The impact of an optimized workflow is profound, directly influencing ticket times, staff morale, and ultimately, customer satisfaction. For instance, the highly synchronized kitchens in Michelin-starred restaurants rely on meticulous station design and non-verbal cues to execute complex dishes flawlessly under pressure. Similarly, fast-casual giants have mastered the assembly-line workflow, a model of efficiency that allows them to serve a high volume of customized orders rapidly without compromising quality. This strategic management of service is what separates a good kitchen from a great one.

9. Training and Development of Culinary Staff

A kitchen’s success is built on the skills of its team, making staff training one of the most critical head chef responsibilities. This goes far beyond initial onboarding. It is about creating a culture of continuous learning, consistency, and professional growth. The head chef serves as the primary mentor, responsible for setting standards, transferring knowledge, and developing talent at every level of the kitchen.

Effective training directly impacts kitchen efficiency, food quality, and staff retention. High-performing kitchens rely on structured skill development, repetition of core techniques, and clear expectations around execution. When cooks understand not just what to do but why it matters, standards become easier to maintain and mistakes decrease under pressure.

Over time, investing in training builds more than technical skill. It creates confidence, accountability, and a clear pathway for advancement. This approach turns line cooks into future leaders, reduces turnover, and ensures the kitchen can perform consistently, even as the team evolves.

10. Communication and Collaboration with Front-of-House

A kitchen cannot operate in a vacuum. One of the most critical head chef responsibilities is building a strong, collaborative relationship between the kitchen (back of house) and the service team (front of house). Clear communication is what turns a well-executed dish into a great guest experience. Without it, even the best food can fall flat.

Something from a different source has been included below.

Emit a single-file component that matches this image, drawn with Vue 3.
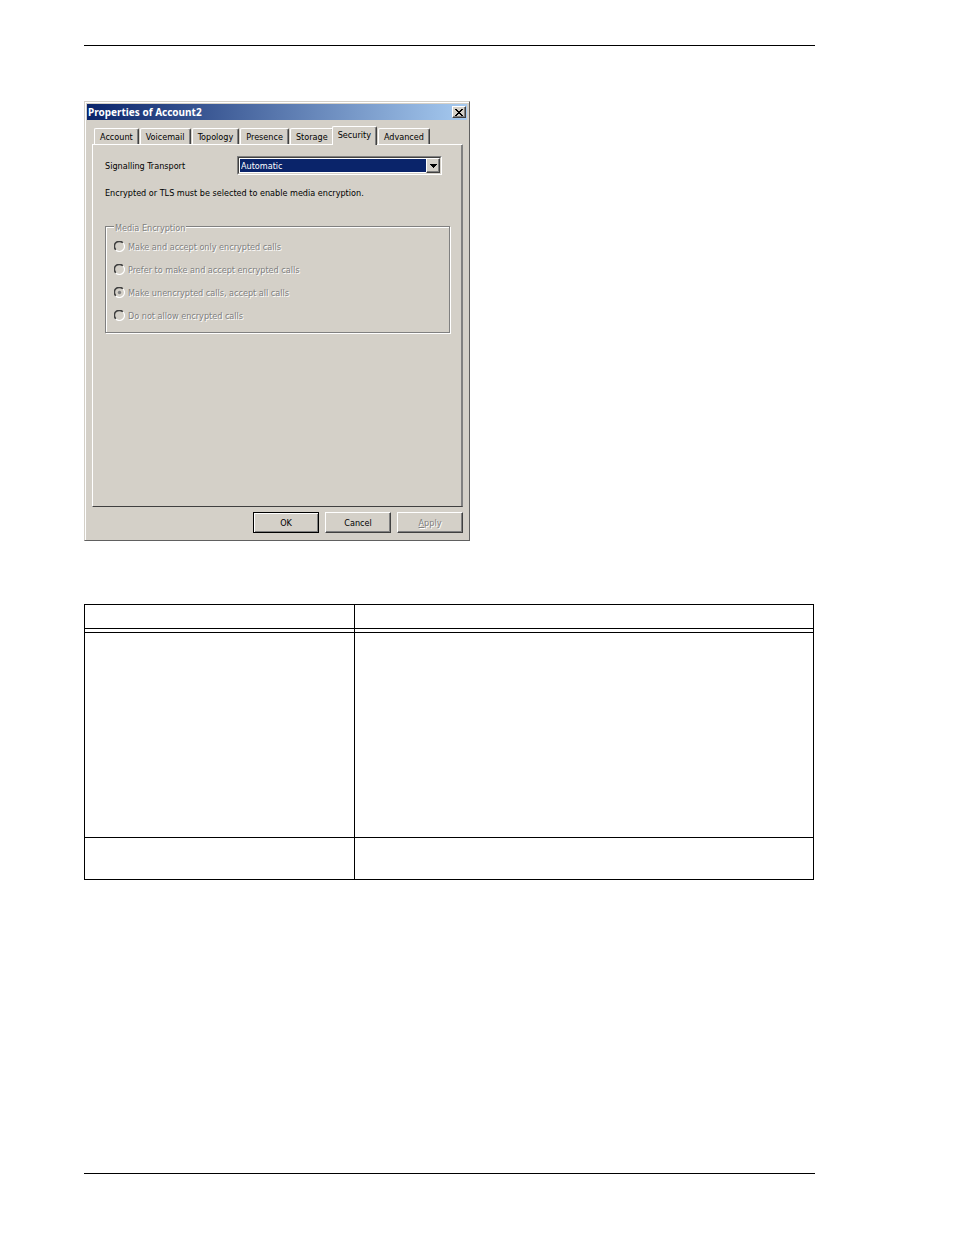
<script setup>
import { ref } from 'vue'

const tabs = ['Account', 'Voicemail', 'Topology', 'Presence', 'Storage', 'Security', 'Advanced']
const activeTab = ref('Security')
const transport = ref('Automatic')
const media = ref('unencrypted')
const mediaOptions = [
  { id: 'only', label: 'Make and accept only encrypted calls' },
  { id: 'prefer', label: 'Prefer to make and accept encrypted calls' },
  { id: 'unencrypted', label: 'Make unencrypted calls, accept all calls' },
  { id: 'none', label: 'Do not allow encrypted calls' },
]
</script>

<template>
  <div class="page">
    <section class="dialog" role="dialog" aria-labelledby="dialog-title">
      <header class="titlebar">
        <h1 id="dialog-title">Properties of Account2</h1>
        <button class="close" type="button" aria-label="Close">
          <svg width="8" height="7" viewBox="0 0 8 7" shape-rendering="crispEdges">
            <path d="M0 0h2v1h1v1h2v-1h1v-1h2v1h-1v1h-1v1h-1v1h1v1h1v1h1v1h-2v-1h-1v-1h-2v1h-1v1h-2v-1h1v-1h1v-1h1v-1h-1v-1h-1v-1h-1z" />
          </svg>
        </button>
      </header>

      <div class="content">
        <div class="tabs" role="tablist">
          <button
            v-for="tab in tabs"
            :key="tab"
            class="tab"
            :class="{ active: tab === activeTab }"
            type="button"
            role="tab"
            :aria-selected="tab === activeTab"
            @click="activeTab = tab"
          >{{ tab }}</button>
        </div>

        <div class="panel" role="tabpanel">
          <div class="field">
            <label for="transport">Signalling Transport</label>
            <div class="combo">
              <select id="transport" v-model="transport">
                <option>Automatic</option>
                <option>TCP</option>
                <option>TLS</option>
              </select>
              <span class="arrow" aria-hidden="true">
                <svg width="7" height="4" viewBox="0 0 7 4" shape-rendering="crispEdges">
                  <path d="M0 0h7v1h-1v1h-1v1h-1v1h-1v-1h-1v-1h-1v-1h-1z" />
                </svg>
              </span>
            </div>
          </div>
          <p class="note">Encrypted or TLS must be selected to enable media encryption.</p>

          <fieldset class="group" disabled>
            <legend>Media Encryption</legend>
            <label v-for="option in mediaOptions" :key="option.id" class="option">
              <input v-model="media" type="radio" name="media" :value="option.id" />
              <svg class="dial" width="11" height="11" viewBox="0 0 11 11" aria-hidden="true">
                <path d="M9 1.8A4.8 4.8 0 0 1 1.8 9" fill="none" stroke="#fff" stroke-width="1.2" />
                <path d="M1.8 8.8A4.6 4.6 0 0 1 8.8 1.8" fill="none" stroke="#404040" stroke-width="1.6" />
                <circle v-if="media === option.id" cx="5.5" cy="5.5" r="1.7" fill="#808080" />
              </svg>
              <span>{{ option.label }}</span>
            </label>
          </fieldset>
        </div>

        <footer class="actions">
          <button class="btn default" type="button">OK</button>
          <button class="btn" type="button">Cancel</button>
          <button class="btn" type="button" disabled><span><u>A</u>pply</span></button>
        </footer>
      </div>
    </section>

    <table class="grid">
      <colgroup><col class="first" /><col /></colgroup>
      <thead>
        <tr><th></th><th></th></tr>
      </thead>
      <tbody>
        <tr class="gap"><td></td><td></td></tr>
        <tr class="tall"><td></td><td></td></tr>
        <tr class="short"><td></td><td></td></tr>
      </tbody>
    </table>
  </div>
</template>

<style>
body {
  background: #fff;
}
</style>

<style scoped>
* {
  box-sizing: border-box;
}

.page {
  display: flex;
  flex-direction: column;
  gap: 63px;
  margin: 45px 139px 61px 84px;
  min-height: calc(100vh - 106px);
  padding-top: 55px;
  border-top: 1px solid #000;
  border-bottom: 1px solid #000;
}

.dialog {
  width: 386px;
  max-width: 100%;
  padding: 1px;
  border: 1px solid;
  border-color: #d4d0c8 #606060 #606060 #d4d0c8;
  background: #d4d0c8;
  box-shadow: inset 1px 1px #fff;
  color: #000;
  font: 9px/14px "DejaVu Sans Condensed", "Noto Sans", sans-serif;
}

.dialog button,
.dialog select {
  font: inherit;
  color: inherit;
}

.titlebar {
  display: flex;
  align-items: center;
  justify-content: space-between;
  height: 16px;
  margin: 1px 1px 0;
  padding: 0 1px;
  background: linear-gradient(to right, #0a246a, #a6caf0);
}

h1 {
  margin: 0;
  color: #fff;
  font: bold 10px/14px "Noto Sans", sans-serif;
}

.close,
.btn,
.arrow {
  display: flex;
  align-items: center;
  justify-content: center;
  padding: 0;
  border: 1px solid;
  border-color: #fff #404040 #404040 #fff;
  background: #d4d0c8;
  box-shadow: inset -1px -1px #808080;
}

.close {
  width: 14px;
  height: 12px;
}

.content {
  padding: 6px 5px 6px 6px;
}

.tabs {
  display: flex;
  align-items: flex-end;
  gap: 1px;
  height: 18px;
  padding: 0 33px 0 2px;
}

.tab {
  flex: 1 0 auto;
  height: 16px;
  padding: 0 2px;
  border: solid;
  border-width: 1px 1px 0;
  border-color: #fff #404040 #fff #fff;
  border-radius: 2px 2px 0 0;
  background: #d4d0c8;
  box-shadow: inset -1px 0 #808080;
  line-height: 14px;
}

.tab.active {
  position: relative;
  height: 19px;
  margin: 0 0 -1px -3px;
  padding-bottom: 3px;
}

.panel {
  min-height: 363px;
  padding: 11px 11px 16px 12px;
  border: 1px solid;
  border-color: #fff #808080 #404040 #fff;
  box-shadow: inset -1px 0 #808080;
}

.field {
  display: flex;
  align-items: center;
}

.field label {
  width: 132px;
}

.combo {
  position: relative;
  width: 205px;
  height: 19px;
  border: 1px solid;
  border-color: #808080 #fff #fff #808080;
}

.combo select {
  appearance: none;
  display: block;
  width: 100%;
  height: 17px;
  padding: 0 18px 0 2px;
  border: 1px solid #d4d0c8;
  border-top-color: #404040;
  border-left-color: #404040;
  border-radius: 0;
  outline: 0;
  background: #0a246a;
  box-shadow: inset 0 0 0 1px #fff;
  color: #fff;
  line-height: 14px;
}

.arrow {
  position: absolute;
  top: 1px;
  right: 1px;
  width: 14px;
  height: 15px;
  pointer-events: none;
}

.note {
  margin: 11px 0 18px;
}

.group {
  min-width: 0;
  margin: 0 1px 0 0;
  padding: 1px 8px 5px;
  border: 1px solid #808080;
  box-shadow: 1px 1px #fff, inset 1px 1px #fff;
  color: #808080;
  text-shadow: 1px 1px #fff;
}

.group legend {
  padding: 4px 1px 0;
  background: #d4d0c8;
  line-height: 12px;
}

.option {
  display: flex;
  align-items: center;
  gap: 3px;
  height: 23px;
}

.option input {
  position: absolute;
  width: 11px;
  height: 11px;
  margin: 0;
  opacity: 0;
}

.actions {
  display: flex;
  justify-content: flex-end;
  gap: 6px;
  padding-top: 5px;
}

.btn {
  width: 66px;
  height: 21px;
}

.btn.default {
  border-color: #000;
  box-shadow: inset 1px 1px #fff, inset -1px -1px #808080;
}

.dialog .btn:disabled {
  color: #808080;
  text-shadow: 1px 1px #fff;
}

.grid {
  width: calc(100% - 1px);
  border-collapse: collapse;
  table-layout: fixed;
}

.grid .first {
  width: 270px;
}

.grid th,
.grid td {
  padding: 0;
  border: 1px solid #000;
}

.grid th {
  height: 24px;
}

.gap {
  height: 4px;
}

.tall {
  height: 205px;
}

.short {
  height: 42px;
}
</style>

This responsibility is about alignment. It means ensuring both teams share the same understanding of the menu, service flow, timing, and guest expectations. Pre-shift briefings, menu walkthroughs, and open feedback loops help servers confidently represent the food while allowing the kitchen to anticipate service realities on the floor.

When collaboration is strong, service runs smoother, mistakes are caught earlier, and tension between teams drops significantly. When it breaks down, the result is delays, misfires, frustrated staff, and disappointed guests. By actively fostering trust and communication between front and back of house, the head chef helps eliminate the “us vs. them” mindset and creates a unified team focused on delivering consistent, high-quality service.

Bringing It All Together: The Modern Culinary Leader

The role of a head chef today goes far beyond cooking. As we’ve seen throughout this guide, head chef responsibilities sit at the intersection of creativity, leadership, and business discipline. Success comes from understanding how all these areas connect.

At its core, the modern head chef is responsible for balancing:

  • Culinary vision and consistency: delivering high-quality dishes, every service, without compromise.

  • People leadership: training, motivating, and retaining a strong kitchen team.

  • Operational discipline: food safety, inventory control, and smooth kitchen workflows.

  • Financial awareness: managing food costs, labor, and margins without sacrificing quality.

None of these responsibilities works in isolation. A great menu fails without cost control. A skilled team struggles without systems. A well-run kitchen depends on alignment across people, process, and standards.

Ultimately, the head chef sets the tone for the entire kitchen. When leadership is clear and expectations are consistent, the kitchen becomes more than a place to cook. It becomes a reliable, high-performing operation that supports the restaurant’s reputation, profitability, and long-term success.

Mastering head chef responsibilities is not about doing more. It is about leading smarter, building stronger teams, and creating a kitchen where excellence can be repeated, service after service.